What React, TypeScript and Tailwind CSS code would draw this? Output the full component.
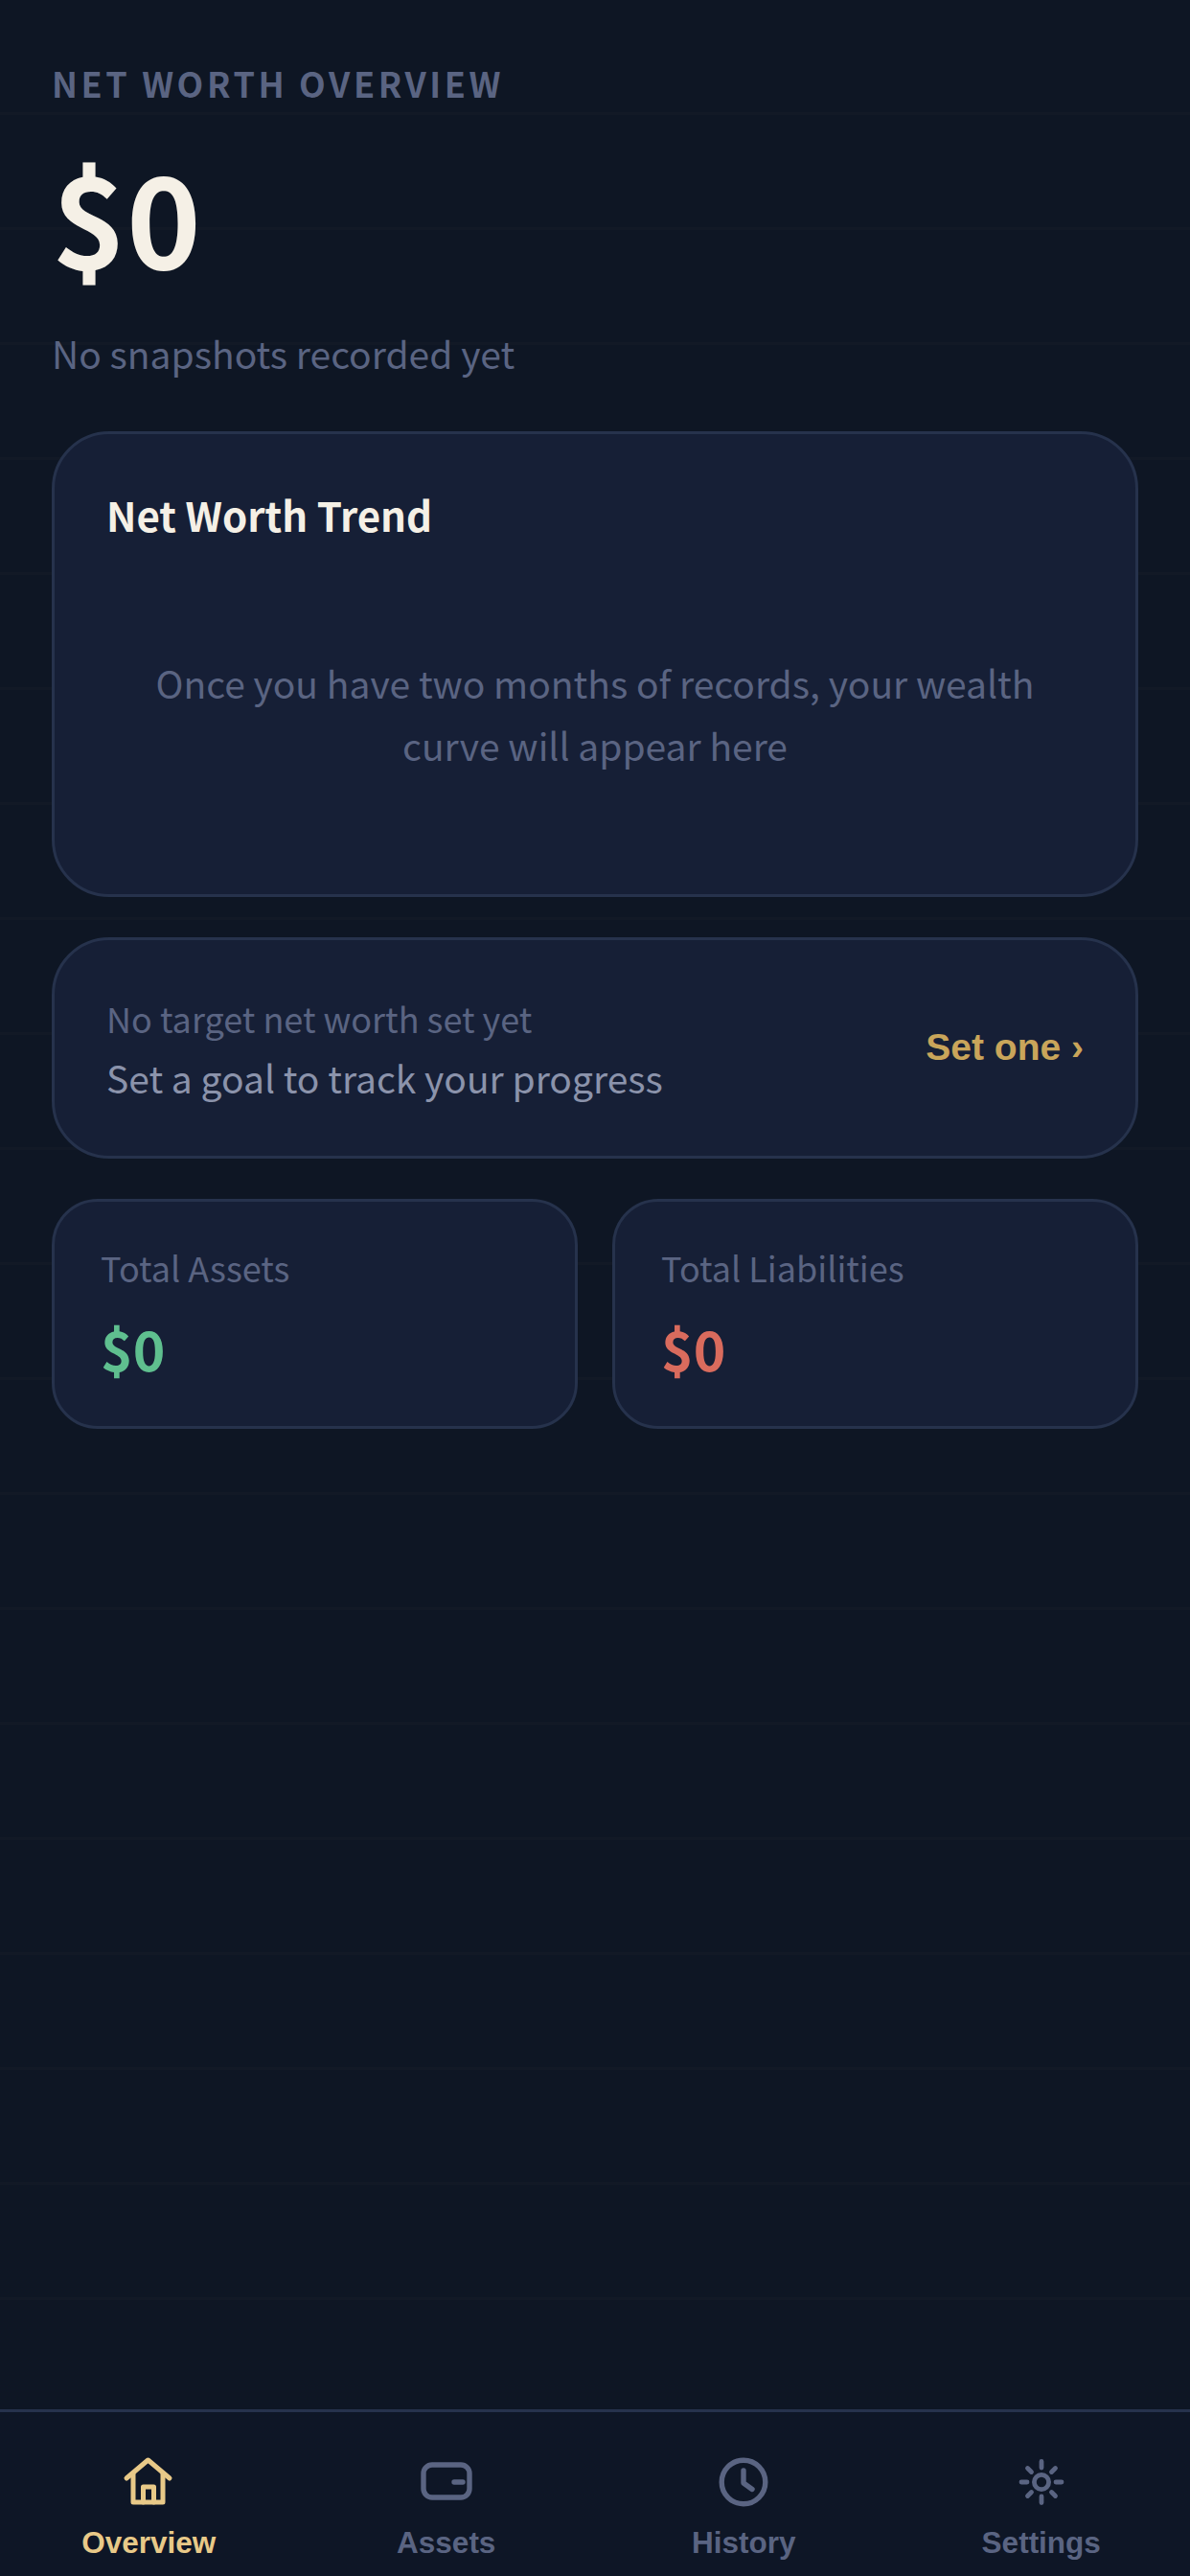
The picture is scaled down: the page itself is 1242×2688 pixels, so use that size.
const sans = "font-['Noto_Sans_CJK_SC','Noto_Sans_CJK_JP',sans-serif]";

function HomeIcon() {
  return (
    <svg width="66" height="66" viewBox="0 0 66 66" fill="none" stroke="currentColor" strokeWidth="5" strokeLinecap="round" strokeLinejoin="round">
      <path d="M10 29 L32.5 10 L55 29" />
      <path d="M17 24 V54 H48 V24" />
      <path d="M27.5 54 V38 H38.5 V54" />
    </svg>
  );
}

function WalletIcon() {
  return (
    <svg width="66" height="66" viewBox="0 0 66 66" fill="none" stroke="currentColor" strokeWidth="5.4" strokeLinecap="round" strokeLinejoin="round">
      <rect x="9" y="15" width="48" height="34" rx="9" />
      <path d="M41 33 H50" />
    </svg>
  );
}

function ClockIcon() {
  return (
    <svg width="66" height="66" viewBox="0 0 66 66" fill="none" stroke="currentColor" strokeWidth="5.4" strokeLinecap="round" strokeLinejoin="round">
      <circle cx="33" cy="33" r="22.8" />
      <path d="M33 21 V34 L42 40.5" />
    </svg>
  );
}

function SunIcon() {
  return (
    <svg width="66" height="66" viewBox="0 0 66 66" fill="none" stroke="currentColor" strokeWidth="4.8" strokeLinecap="round" strokeLinejoin="round">
      <circle cx="33" cy="33" r="7.6" />
      <path d="M33 11.5 V18 M33 48 V54.5 M12 33 H18 M48 33 H54" />
      <path d="M18.5 18.5 L22.5 22.5 M43.5 43.5 L47.5 47.5 M47.5 18.5 L43.5 22.5 M22.5 43.5 L18.5 47.5" />
    </svg>
  );
}

const tabs = [
  { label: 'Overview', icon: <HomeIcon />, active: true },
  { label: 'Assets', icon: <WalletIcon />, active: false },
  { label: 'History', icon: <ClockIcon />, active: false },
  { label: 'Settings', icon: <SunIcon />, active: false },
];

export default function App() {
  return (
    <div className={`flex h-[2688px] w-[1242px] flex-col overflow-hidden bg-[#0e1624] ${sans}`}>
      {/* Page content, with the faint ruled background */}
      <main className="flex-1 bg-[linear-gradient(#121926_3px,transparent_3px)] bg-[length:100%_120px] bg-[position:0_117px] px-[54px] pt-[58px]">
        <p className="text-[36px] font-semibold leading-[56px] tracking-[3.6px] text-[#5a6482]">NET WORTH OVERVIEW</p>
        <p className="mt-[18px] text-[132px] font-bold leading-[184px] text-[#f5f0e6]">$0</p>
        <p className="mt-[22px] text-[39px] leading-[60px] text-[#5a6482]">No snapshots recorded yet</p>

        {/* Trend card */}
        <section className="mt-[52px] h-[486px] rounded-[60px] border-[3px] border-[#26324c] bg-[#161f36] px-[54px] pt-[49px]">
          <h2 className="text-[42px] font-bold leading-[70px] text-[#f5f0e6]">Net Worth Trend</h2>
          <p className="mt-[108px] text-center text-[39px] leading-[65px] text-[#5a6482]">
            Once you have two months of records, your wealth
            <br />
            curve will appear here
          </p>
        </section>

        {/* Target card */}
        <section className="mt-[42px] flex h-[231px] items-center justify-between rounded-[60px] border-[3px] border-[#26324c] bg-[#161f36] px-[54px]">
          <div>
            <p className="text-[36px] leading-[56px] text-[#5a6482]">No target net worth set yet</p>
            <p className="mt-[4px] text-[39px] leading-[60px] text-[#8b93ab]">Set a goal to track your progress</p>
          </div>
          <span className="font-['Liberation_Sans',sans-serif] text-[39px] font-bold text-[#c9a55a]">Set one ›</span>
        </section>

        {/* Totals */}
        <div className="mt-[42px] grid grid-cols-2 gap-[36px]">
          <section className="h-[240px] rounded-[48px] border-[3px] border-[#26324c] bg-[#161f36] px-[48px] pt-[40px]">
            <p className="text-[36px] leading-[56px] text-[#5a6482]">Total Assets</p>
            <p className="mt-[17px] text-[57px] font-semibold leading-[78px] text-[#5fbf8f]">$0</p>
          </section>
          <section className="h-[240px] rounded-[48px] border-[3px] border-[#26324c] bg-[#161f36] px-[48px] pt-[40px]">
            <p className="text-[36px] leading-[56px] text-[#5a6482]">Total Liabilities</p>
            <p className="mt-[17px] text-[57px] font-semibold leading-[78px] text-[#d96b5d]">$0</p>
          </section>
        </div>
      </main>

      {/* Bottom tab bar */}
      <nav className="flex h-[174px] border-t-[3px] border-[#26324c] bg-[#0e1626] pt-[40px] font-['Liberation_Sans',sans-serif]">
        {tabs.map((tab) => (
          <div key={tab.label} className={`flex flex-1 flex-col items-center ${tab.active ? 'text-[#e8c988]' : 'text-[#5a6482]'}`}>
            {tab.icon}
            <span className="mt-[11px] text-[31.5px] font-bold leading-[38px]">{tab.label}</span>
          </div>
        ))}
      </nav>
    </div>
  );
}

YOUR OBJECTIVE -> Every line should be retyped exactly, with the pictures omitted.

COMPLETE ANSWER ->
What React, TypeScript and Tailwind CSS code would draw this? Output the full component.
The picture is scaled down: the page itself is 1242×2688 pixels, so use that size.
const sans = "font-['Noto_Sans_CJK_SC','Noto_Sans_CJK_JP',sans-serif]";

function HomeIcon() {
  return (
    <svg width="66" height="66" viewBox="0 0 66 66" fill="none" stroke="currentColor" strokeWidth="5" strokeLinecap="round" strokeLinejoin="round">
      <path d="M10 29 L32.5 10 L55 29" />
      <path d="M17 24 V54 H48 V24" />
      <path d="M27.5 54 V38 H38.5 V54" />
    </svg>
  );
}

function WalletIcon() {
  return (
    <svg width="66" height="66" viewBox="0 0 66 66" fill="none" stroke="currentColor" strokeWidth="5.4" strokeLinecap="round" strokeLinejoin="round">
      <rect x="9" y="15" width="48" height="34" rx="9" />
      <path d="M41 33 H50" />
    </svg>
  );
}

function ClockIcon() {
  return (
    <svg width="66" height="66" viewBox="0 0 66 66" fill="none" stroke="currentColor" strokeWidth="5.4" strokeLinecap="round" strokeLinejoin="round">
      <circle cx="33" cy="33" r="22.8" />
      <path d="M33 21 V34 L42 40.5" />
    </svg>
  );
}

function SunIcon() {
  return (
    <svg width="66" height="66" viewBox="0 0 66 66" fill="none" stroke="currentColor" strokeWidth="4.8" strokeLinecap="round" strokeLinejoin="round">
      <circle cx="33" cy="33" r="7.6" />
      <path d="M33 11.5 V18 M33 48 V54.5 M12 33 H18 M48 33 H54" />
      <path d="M18.5 18.5 L22.5 22.5 M43.5 43.5 L47.5 47.5 M47.5 18.5 L43.5 22.5 M22.5 43.5 L18.5 47.5" />
    </svg>
  );
}

const tabs = [
  { label: 'Overview', icon: <HomeIcon />, active: true },
  { label: 'Assets', icon: <WalletIcon />, active: false },
  { label: 'History', icon: <ClockIcon />, active: false },
  { label: 'Settings', icon: <SunIcon />, active: false },
];

export default function App() {
  return (
    <div className={`flex h-[2688px] w-[1242px] flex-col overflow-hidden bg-[#0e1624] ${sans}`}>
      {/* Page content, with the faint ruled background */}
      <main className="flex-1 bg-[linear-gradient(#121926_3px,transparent_3px)] bg-[length:100%_120px] bg-[position:0_117px] px-[54px] pt-[58px]">
        <p className="text-[36px] font-semibold leading-[56px] tracking-[3.6px] text-[#5a6482]">NET WORTH OVERVIEW</p>
        <p className="mt-[18px] text-[132px] font-bold leading-[184px] text-[#f5f0e6]">$0</p>
        <p className="mt-[22px] text-[39px] leading-[60px] text-[#5a6482]">No snapshots recorded yet</p>

        {/* Trend card */}
        <section className="mt-[52px] h-[486px] rounded-[60px] border-[3px] border-[#26324c] bg-[#161f36] px-[54px] pt-[49px]">
          <h2 className="text-[42px] font-bold leading-[70px] text-[#f5f0e6]">Net Worth Trend</h2>
          <p className="mt-[108px] text-center text-[39px] leading-[65px] text-[#5a6482]">
            Once you have two months of records, your wealth
            <br />
            curve will appear here
          </p>
        </section>

        {/* Target card */}
        <section className="mt-[42px] flex h-[231px] items-center justify-between rounded-[60px] border-[3px] border-[#26324c] bg-[#161f36] px-[54px]">
          <div>
            <p className="text-[36px] leading-[56px] text-[#5a6482]">No target net worth set yet</p>
            <p className="mt-[4px] text-[39px] leading-[60px] text-[#8b93ab]">Set a goal to track your progress</p>
          </div>
          <span className="font-['Liberation_Sans',sans-serif] text-[39px] font-bold text-[#c9a55a]">Set one ›</span>
        </section>

        {/* Totals */}
        <div className="mt-[42px] grid grid-cols-2 gap-[36px]">
          <section className="h-[240px] rounded-[48px] border-[3px] border-[#26324c] bg-[#161f36] px-[48px] pt-[40px]">
            <p className="text-[36px] leading-[56px] text-[#5a6482]">Total Assets</p>
            <p className="mt-[17px] text-[57px] font-semibold leading-[78px] text-[#5fbf8f]">$0</p>
          </section>
          <section className="h-[240px] rounded-[48px] border-[3px] border-[#26324c] bg-[#161f36] px-[48px] pt-[40px]">
            <p className="text-[36px] leading-[56px] text-[#5a6482]">Total Liabilities</p>
            <p className="mt-[17px] text-[57px] font-semibold leading-[78px] text-[#d96b5d]">$0</p>
          </section>
        </div>
      </main>

      {/* Bottom tab bar */}
      <nav className="flex h-[174px] border-t-[3px] border-[#26324c] bg-[#0e1626] pt-[40px] font-['Liberation_Sans',sans-serif]">
        {tabs.map((tab) => (
          <div key={tab.label} className={`flex flex-1 flex-col items-center ${tab.active ? 'text-[#e8c988]' : 'text-[#5a6482]'}`}>
            {tab.icon}
            <span className="mt-[11px] text-[31.5px] font-bold leading-[38px]">{tab.label}</span>
          </div>
        ))}
      </nav>
    </div>
  );
}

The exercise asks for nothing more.